**Your goal:**
No images are to be carried over; print all other material exactly as it stands.

— Start of Dataset section —

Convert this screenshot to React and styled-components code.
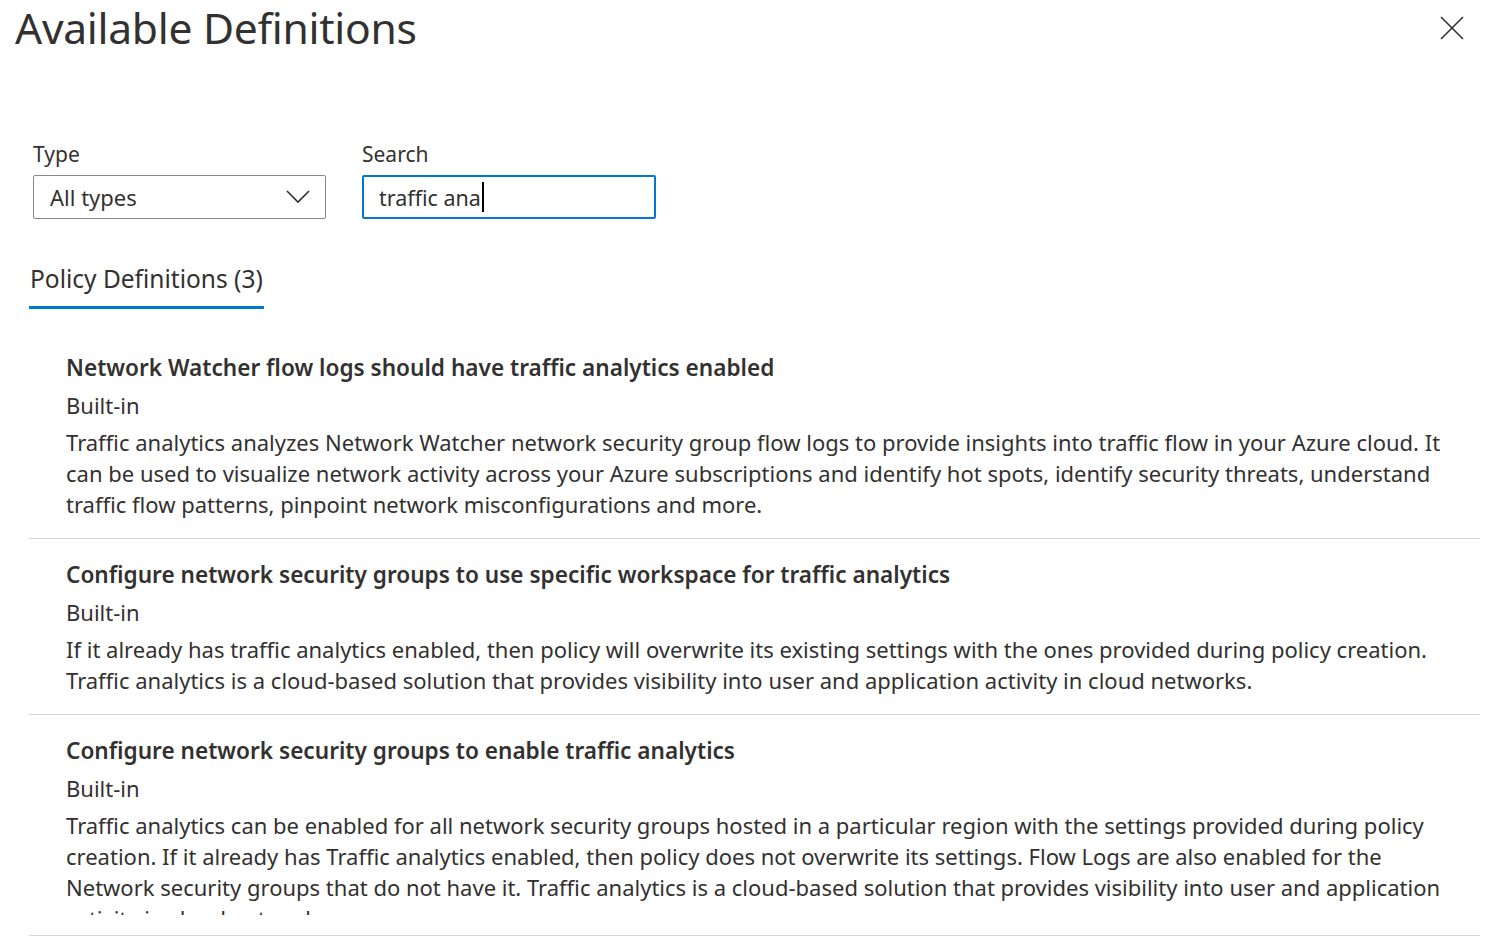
import React from 'react'
import styled, { createGlobalStyle } from 'styled-components'

const GlobalStyle = createGlobalStyle`
  html, body {
    margin: 0;
    padding: 0;
    background: #ffffff;
  }
  body {
    font-family: "Noto Sans", "Open Sans", sans-serif;
    color: #323130;
  }
`

const colors = {
  text: '#323130',
  border: '#8a8886',
  blue: '#0078d4',
  divider: '#d6d6d6',
}

const Page = styled.div`
  width: 1488px;
  height: 947px;
  overflow: hidden;
  box-sizing: border-box;
  padding: 0 8px 0 0;
`

const Header = styled.div`
  display: flex;
  justify-content: space-between;
  align-items: flex-start;
  height: 140px;
  padding-left: 15px;
`

const Title = styled.h1`
  margin: 0;
  font-size: 42.6px;
  font-weight: 400;
  line-height: 54px;
  letter-spacing: -0.3px;
  color: ${colors.text};
`

const CloseButton = styled.button`
  margin: 15px 15px 0 0;
  padding: 0;
  width: 26px;
  height: 26px;
  border: none;
  background: none;
  display: flex;
  align-items: center;
  justify-content: center;
  cursor: pointer;
`

const Filters = styled.div`
  display: flex;
  gap: 36px;
  padding-left: 33px;
`

const Field = styled.div`
  display: flex;
  flex-direction: column;
  width: ${props => props.width}px;
`

const FieldLabel = styled.label`
  font-size: 21px;
  line-height: 28px;
  height: 35px;
  color: ${colors.text};
`

const SelectBox = styled.div`
  box-sizing: border-box;
  height: 44px;
  border: 1px solid ${colors.border};
  border-radius: 2px;
  display: flex;
  align-items: center;
  justify-content: space-between;
  padding: 0 15px 0 16px;
  font-size: 22px;
`

const SearchBox = styled.div`
  box-sizing: border-box;
  height: 44px;
  border: 2px solid ${colors.blue};
  border-radius: 2px;
  display: flex;
  align-items: center;
  padding: 0 15px;
  font-size: 21.5px;
`

const Caret = styled.span`
  display: inline-block;
  width: 2px;
  height: 30px;
  margin-left: 1px;
  background: #000;
`

const Tabs = styled.div`
  display: flex;
  padding-left: 29px;
  margin-top: 44px;
`

const Tab = styled.div`
  font-size: 24.5px;
  line-height: 32px;
  padding: 0 1px 11px 1px;
  border-bottom: 3px solid ${colors.blue};
  color: ${colors.text};
`

const List = styled.div`
  margin-top: 38px;
  padding-left: 29px;
`

const Item = styled.div`
  border-bottom: 1px solid ${colors.divider};
  padding: ${props => (props.first ? '6px' : '21px')} 0
    ${props => props.bottom || 18}px 37px;
`

const ItemTitle = styled.div`
  font-size: 22.6px;
  font-weight: 600;
  line-height: 30px;
  color: ${colors.text};
`

const ItemType = styled.div`
  margin-top: 7px;
  font-size: 22px;
  line-height: 30px;
`

const Description = styled.div`
  margin-top: 7px;
  font-size: 22px;
  line-height: 31px;
  max-height: ${props => props.maxHeight || 'none'};
  overflow: hidden;
`

const items = [
  {
    title: 'Network Watcher flow logs should have traffic analytics enabled',
    lines: [
      'Traffic analytics analyzes Network Watcher network security group flow logs to provide insights into traffic flow in your Azure cloud. It',
      'can be used to visualize network activity across your Azure subscriptions and identify hot spots, identify security threats, understand',
      'traffic flow patterns, pinpoint network misconfigurations and more.',
    ],
  },
  {
    title: 'Configure network security groups to use specific workspace for traffic analytics',
    lines: [
      'If it already has traffic analytics enabled, then policy will overwrite its existing settings with the ones provided during policy creation.',
      'Traffic analytics is a cloud-based solution that provides visibility into user and application activity in cloud networks.',
    ],
  },
  {
    title: 'Configure network security groups to enable traffic analytics',
    lines: [
      'Traffic analytics can be enabled for all network security groups hosted in a particular region with the settings provided during policy',
      'creation. If it already has Traffic analytics enabled, then policy does not overwrite its settings. Flow Logs are also enabled for the',
      'Network security groups that do not have it. Traffic analytics is a cloud-based solution that provides visibility into user and application',
      'activity in cloud networks.',
    ],
    maxHeight: '105px',
    bottom: 20,
  },
]

const CloseIcon = () => (
  <svg width="24" height="24" viewBox="0 0 24 24" fill="none">
    <path d="M1 1L23 23M23 1L1 23" stroke="#323130" strokeWidth="1.6" />
  </svg>
)

const ChevronIcon = () => (
  <svg width="24" height="14" viewBox="0 0 24 14" fill="none">
    <path d="M1 1L12 12L23 1" stroke="#323130" strokeWidth="1.6" />
  </svg>
)

const App = () => (
  <Page>
    <GlobalStyle />
    <Header>
      <Title>Available Definitions</Title>
      <CloseButton aria-label="Close">
        <CloseIcon />
      </CloseButton>
    </Header>

    <Filters>
      <Field width={293}>
        <FieldLabel>Type</FieldLabel>
        <SelectBox>
          <span>All types</span>
          <ChevronIcon />
        </SelectBox>
      </Field>
      <Field width={294}>
        <FieldLabel>Search</FieldLabel>
        <SearchBox>
          <span>traffic ana</span>
          <Caret />
        </SearchBox>
      </Field>
    </Filters>

    <Tabs>
      <Tab>Policy Definitions (3)</Tab>
    </Tabs>

    <List>
      {items.map((item, i) => (
        <Item key={item.title} first={i === 0} bottom={item.bottom}>
          <ItemTitle>{item.title}</ItemTitle>
          <ItemType>Built-in</ItemType>
          <Description maxHeight={item.maxHeight}>
            {item.lines.map(line => (
              <div key={line}>{line}</div>
            ))}
          </Description>
        </Item>
      ))}
    </List>
  </Page>
)

export default App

— End of Dataset section —

**Expected answer:**
Convert this screenshot to React and styled-components code.
import React from 'react'
import styled, { createGlobalStyle } from 'styled-components'

const GlobalStyle = createGlobalStyle`
  html, body {
    margin: 0;
    padding: 0;
    background: #ffffff;
  }
  body {
    font-family: "Noto Sans", "Open Sans", sans-serif;
    color: #323130;
  }
`

const colors = {
  text: '#323130',
  border: '#8a8886',
  blue: '#0078d4',
  divider: '#d6d6d6',
}

const Page = styled.div`
  width: 1488px;
  height: 947px;
  overflow: hidden;
  box-sizing: border-box;
  padding: 0 8px 0 0;
`

const Header = styled.div`
  display: flex;
  justify-content: space-between;
  align-items: flex-start;
  height: 140px;
  padding-left: 15px;
`

const Title = styled.h1`
  margin: 0;
  font-size: 42.6px;
  font-weight: 400;
  line-height: 54px;
  letter-spacing: -0.3px;
  color: ${colors.text};
`

const CloseButton = styled.button`
  margin: 15px 15px 0 0;
  padding: 0;
  width: 26px;
  height: 26px;
  border: none;
  background: none;
  display: flex;
  align-items: center;
  justify-content: center;
  cursor: pointer;
`

const Filters = styled.div`
  display: flex;
  gap: 36px;
  padding-left: 33px;
`

const Field = styled.div`
  display: flex;
  flex-direction: column;
  width: ${props => props.width}px;
`

const FieldLabel = styled.label`
  font-size: 21px;
  line-height: 28px;
  height: 35px;
  color: ${colors.text};
`

const SelectBox = styled.div`
  box-sizing: border-box;
  height: 44px;
  border: 1px solid ${colors.border};
  border-radius: 2px;
  display: flex;
  align-items: center;
  justify-content: space-between;
  padding: 0 15px 0 16px;
  font-size: 22px;
`

const SearchBox = styled.div`
  box-sizing: border-box;
  height: 44px;
  border: 2px solid ${colors.blue};
  border-radius: 2px;
  display: flex;
  align-items: center;
  padding: 0 15px;
  font-size: 21.5px;
`

const Caret = styled.span`
  display: inline-block;
  width: 2px;
  height: 30px;
  margin-left: 1px;
  background: #000;
`

const Tabs = styled.div`
  display: flex;
  padding-left: 29px;
  margin-top: 44px;
`

const Tab = styled.div`
  font-size: 24.5px;
  line-height: 32px;
  padding: 0 1px 11px 1px;
  border-bottom: 3px solid ${colors.blue};
  color: ${colors.text};
`

const List = styled.div`
  margin-top: 38px;
  padding-left: 29px;
`

const Item = styled.div`
  border-bottom: 1px solid ${colors.divider};
  padding: ${props => (props.first ? '6px' : '21px')} 0
    ${props => props.bottom || 18}px 37px;
`

const ItemTitle = styled.div`
  font-size: 22.6px;
  font-weight: 600;
  line-height: 30px;
  color: ${colors.text};
`

const ItemType = styled.div`
  margin-top: 7px;
  font-size: 22px;
  line-height: 30px;
`

const Description = styled.div`
  margin-top: 7px;
  font-size: 22px;
  line-height: 31px;
  max-height: ${props => props.maxHeight || 'none'};
  overflow: hidden;
`

const items = [
  {
    title: 'Network Watcher flow logs should have traffic analytics enabled',
    lines: [
      'Traffic analytics analyzes Network Watcher network security group flow logs to provide insights into traffic flow in your Azure cloud. It',
      'can be used to visualize network activity across your Azure subscriptions and identify hot spots, identify security threats, understand',
      'traffic flow patterns, pinpoint network misconfigurations and more.',
    ],
  },
  {
    title: 'Configure network security groups to use specific workspace for traffic analytics',
    lines: [
      'If it already has traffic analytics enabled, then policy will overwrite its existing settings with the ones provided during policy creation.',
      'Traffic analytics is a cloud-based solution that provides visibility into user and application activity in cloud networks.',
    ],
  },
  {
    title: 'Configure network security groups to enable traffic analytics',
    lines: [
      'Traffic analytics can be enabled for all network security groups hosted in a particular region with the settings provided during policy',
      'creation. If it already has Traffic analytics enabled, then policy does not overwrite its settings. Flow Logs are also enabled for the',
      'Network security groups that do not have it. Traffic analytics is a cloud-based solution that provides visibility into user and application',
      'activity in cloud networks.',
    ],
    maxHeight: '105px',
    bottom: 20,
  },
]

const CloseIcon = () => (
  <svg width="24" height="24" viewBox="0 0 24 24" fill="none">
    <path d="M1 1L23 23M23 1L1 23" stroke="#323130" strokeWidth="1.6" />
  </svg>
)

const ChevronIcon = () => (
  <svg width="24" height="14" viewBox="0 0 24 14" fill="none">
    <path d="M1 1L12 12L23 1" stroke="#323130" strokeWidth="1.6" />
  </svg>
)

const App = () => (
  <Page>
    <GlobalStyle />
    <Header>
      <Title>Available Definitions</Title>
      <CloseButton aria-label="Close">
        <CloseIcon />
      </CloseButton>
    </Header>

    <Filters>
      <Field width={293}>
        <FieldLabel>Type</FieldLabel>
        <SelectBox>
          <span>All types</span>
          <ChevronIcon />
        </SelectBox>
      </Field>
      <Field width={294}>
        <FieldLabel>Search</FieldLabel>
        <SearchBox>
          <span>traffic ana</span>
          <Caret />
        </SearchBox>
      </Field>
    </Filters>

    <Tabs>
      <Tab>Policy Definitions (3)</Tab>
    </Tabs>

    <List>
      {items.map((item, i) => (
        <Item key={item.title} first={i === 0} bottom={item.bottom}>
          <ItemTitle>{item.title}</ItemTitle>
          <ItemType>Built-in</ItemType>
          <Description maxHeight={item.maxHeight}>
            {item.lines.map(line => (
              <div key={line}>{line}</div>
            ))}
          </Description>
        </Item>
      ))}
    </List>
  </Page>
)

export default App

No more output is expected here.